Memory allocation in SQL Server and SSIS
Most of us, developers, and database administrators (DBAs) might be already aware of the maximum and minimum memory options that can be configured for a SQL Server instance. Please note, that this memory which is configured for SQL Server has got nothing to do with the SSIS memory. SSIS packages are executed on the different processes from the database engine and the memory is allocated from the available system memory during runtime. For example, let us consider an environment which has 150GB of RAM, out of which 128GB is being allocated to the SQL Server instance. Out of the remaining 22GB, let us assume that 8GB will be consumed by the Windows process which leaves us to 14GB of available memory. When the SSIS process starts, it will allocate this 14GB of memory to the SSIS engine and do all the processing using this.

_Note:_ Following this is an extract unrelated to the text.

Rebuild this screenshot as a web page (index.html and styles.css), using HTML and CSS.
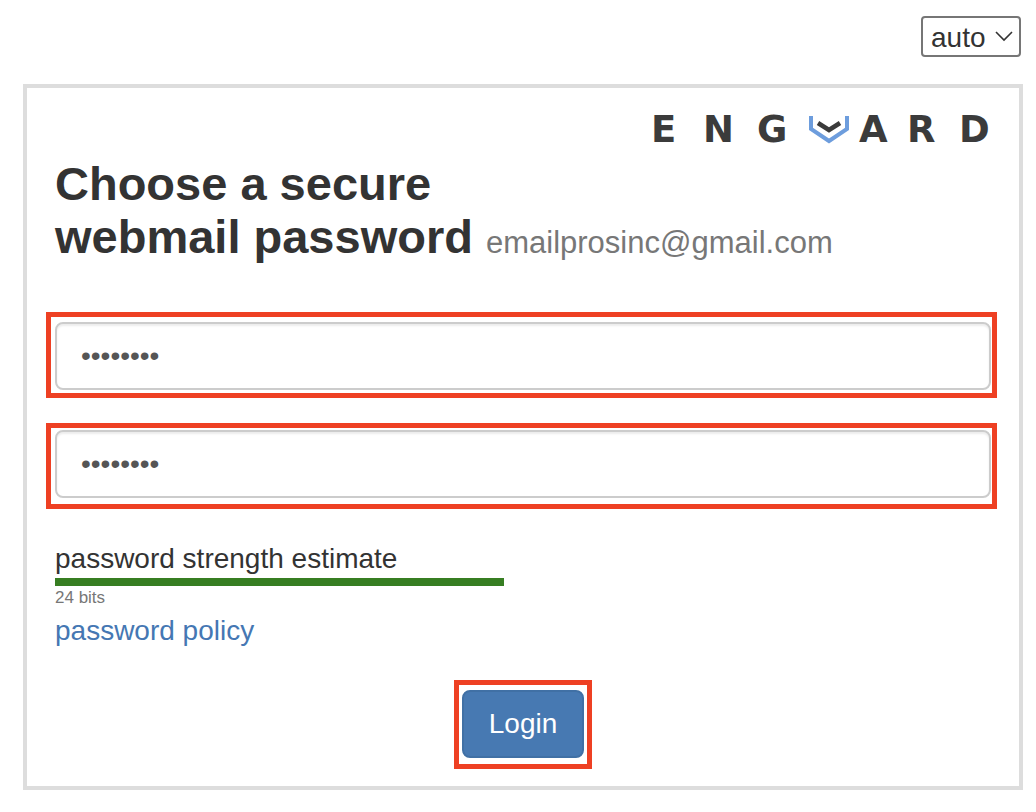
FILE: index.html
```html
<!DOCTYPE html>
<html lang="en">
<head>
<meta charset="utf-8">
<meta name="viewport" content="width=device-width, initial-scale=1">
<title>Choose a secure webmail password</title>
<link rel="stylesheet" href="styles.css">
</head>
<body>
<div class="topbar">
  <div class="picker">
    <select class="picker-select" aria-label="Language"><option>auto</option></select>
    <svg class="picker-arrow" width="18" height="12" viewBox="0 0 18 12" aria-hidden="true"><path d="M1 2 9 10 17 2" fill="none" stroke="#333" stroke-width="1.6"/></svg>
  </div>
</div>
<main class="panel">
  <div class="logo" role="img" aria-label="Engard">
    <span>E</span><span>N</span><span>G</span>
    <svg width="40" height="28" viewBox="0 0 40 28" aria-hidden="true">
      <path d="M2 0V13L20 25 38 13V0" fill="none" stroke="#6d9ddd" stroke-width="4"/>
      <path d="M9 7 20 14 31 7" fill="none" stroke="#3b3b3b" stroke-width="4.5"/>
    </svg>
    <span>A</span><span>R</span><span>D</span>
  </div>
  <h1 class="title">Choose a secure<br>webmail password <small class="account">emailprosinc@gmail.com</small></h1>
  <form class="form">
    <div class="mark mark-first"><input class="field" type="password" value="password" aria-label="Password"></div>
    <div class="mark mark-second"><input class="field" type="password" value="password" aria-label="Repeat password"></div>
    <div class="strength">
      <div class="strength-label">password strength estimate</div>
      <div class="strength-bar" style="width: 48%"></div>
      <div class="strength-bits">24 bits</div>
      <a class="policy" href="#">password policy</a>
    </div>
    <div class="mark mark-login"><button class="login" type="button">Login</button></div>
  </form>
</main>
</body>
</html>
```
FILE: styles.css
```css
* { box-sizing: border-box; }

body {
  margin: 0;
  padding: 16px 13px 22px 23px;
  background: #fff;
  color: #333;
  font: 28px/40px "Liberation Sans", Arial, sans-serif;
}

.topbar {
  display: flex;
  justify-content: flex-end;
  padding-right: 2px;
  margin-bottom: 27px;
}

.picker { position: relative; }

.picker-select {
  display: block;
  width: 100px;
  height: 41px;
  padding: 0 8px;
  border: 2px solid #767676;
  border-radius: 4px;
  background: #fff;
  color: #333;
  font: inherit;
  appearance: none;
}

.picker-arrow {
  position: absolute;
  top: 14px;
  right: 8px;
  pointer-events: none;
}

.panel {
  padding: 28px 28px 17px;
  border: 4px solid #ddd;
}

.logo {
  display: grid;
  grid-template-columns: 52px 54px 52px 50px 48px 52px 32px;
  justify-content: end;
  align-items: center;
  height: 28px;
  color: #3b3b3b;
  font: 700 37px/28px "DejaVu Sans", sans-serif;
}

.title {
  margin: 13px 0 49px;
  font-size: 47px;
  line-height: 53px;
  font-weight: 700;
}

.account {
  color: #777;
  font-size: 31px;
  line-height: 1;
  font-weight: 400;
}

.mark { border: 5px solid #ee4023; }

.mark-first,
.mark-second { margin: 0 -6px 25px -9px; }

.mark-first { padding: 5px 1px 3px 4px; }

.mark-second {
  padding: 2px 1px 6px 4px;
  margin-bottom: 31px;
}

.field {
  display: block;
  width: 100%;
  height: 68px;
  padding: 0 24px;
  border: 2px solid #ccc;
  border-radius: 8px;
  background: #fff;
  color: #555;
  font: inherit;
  box-shadow: inset 0 2px 2px rgba(0, 0, 0, 0.075);
}

.strength-label { line-height: 38px; }

.strength-bar {
  height: 8px;
  background: #377e22;
}

.strength-bits {
  color: #777;
  font-size: 17px;
  line-height: 24px;
}

.policy {
  display: block;
  width: fit-content;
  color: #4577b3;
  line-height: 42px;
  text-decoration: none;
}

.mark-login {
  width: fit-content;
  margin: 28px auto 0;
  padding: 5px 3px 6px;
}

.login {
  display: block;
  height: 68px;
  padding: 0 25px;
  border: 2px solid #4070a5;
  border-radius: 8px;
  background: #4779b2;
  color: #fff;
  font: inherit;
}
```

If you consider increasing the performance of your SSIS packages on such a machine without increasing the memory, you can deallocate some memory from the SQL Server instance, and then it will be available for the SSIS engine to use when required.
In this article, we have understood the concept of SSIS memory usages. I have explained about the various execution tasks that are available within SSIS and how these tasks consume memory. There is no hard and fast rule to define how much memory is optimal for SSIS. It always depends on the volume of data that is being moved across different systems.
Usually, higher memory helps to achieve faster transformation as much more data can be loaded into memory while processing and thus helps in completing the job faster. As you grow as a developer, with your experience, you will be able to determine the correct required memory for an SSIS instance and configure the environment accordingly.